In another gripping piece, “My Family’s Daily Struggle to Find Food in Gaza,” Abu Toha describes the horrific day-to-day conditions of living under siege, where survival revolves around a desperate hunt for food, clean water, and shelter amid constant bombardment.
The other finalists in the commentary category were Gustavo Arellano of the Los Angeles Times and Jerry Brewer of The Washington Post.
“I have just won a Pulitzer Prize for Commentary. Let it bring hope. Let it be a tale,” Abu Toha wrote on X (formerly Twitter), echoing the last words of fellow Palestinian poet Refaat Alareer’s final poem, “If I Must Die, let it be a tale,” written before he was killed in an Israeli airstrike in December 2023.
“I’m honored to receive the Pulitzer Prize today. Great thanks to the prize’s jury and board members for honoring me,” Abu Toha added.
He dedicated the award to his “family, friends, teachers, and students in Gaza,” specifically remembering “the 31 members of my family who were killed in one air strike in 2023,” including four first cousins—two of whom died along with their husbands and children—and his great aunt Fatima, “whose ‘corpse’ remains under the rubble of her house since October 2024.”

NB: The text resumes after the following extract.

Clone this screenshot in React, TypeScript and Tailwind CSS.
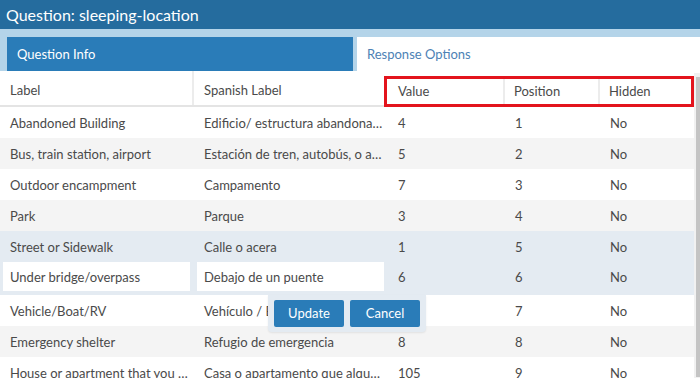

He also paid tribute to “the graves of my grandparents who I will never find,” his students “who got killed while looking for food or firewood,” as well as “the school where I studied and where I taught,” and “the library that I founded and to which I added one poetry book before 2023.”
“I’m praying for an immediate and permanent ceasefire and JUSTICE and PEACE!” he concluded.
Since January 28, Betar US, a Zionist activist group, has launched repeated social media campaigns against Abu Toha, including calls for his deportation.
Born in 1992 in a refugee camp in Gaza City, Mosab Abu Toha’s life and work are deeply shaped by the realities of war, displacement, and resistance. At the age of 16, he was wounded in an Israeli airstrike in January 2009 that killed six people—an experience that inspired his powerful poem “The Wounds.”
In 2017, he founded the Edward Said Library, Gaza’s first English-language library. A second branch was opened in 2019, but both were later destroyed in Israeli attacks.
He holds a BA in English from the Islamic University of Gaza and taught the language from 2017 to 2023. In 2019, he left Gaza for the first time to attend a Harvard University fellowship and later completed his MFA at Syracuse University in 2023.
On October 13, 2023, 31 of his family members were killed in a single Israeli airstrike, including cousins, their spouses, and children. His own home was destroyed in a bombing on October 28, just weeks after he and his family had relocated to Jabalia Camp.
In November 2023, while attempting to evacuate Gaza, Abu Toha was detained by Israeli forces but later released to Egypt. He eventually moved to the United States, where he now teaches at Syracuse University.
Abu Toha describes himself as “a Palestinian refugee chronicling his people’s lives under siege and war, but also their struggle for justice and dignity.”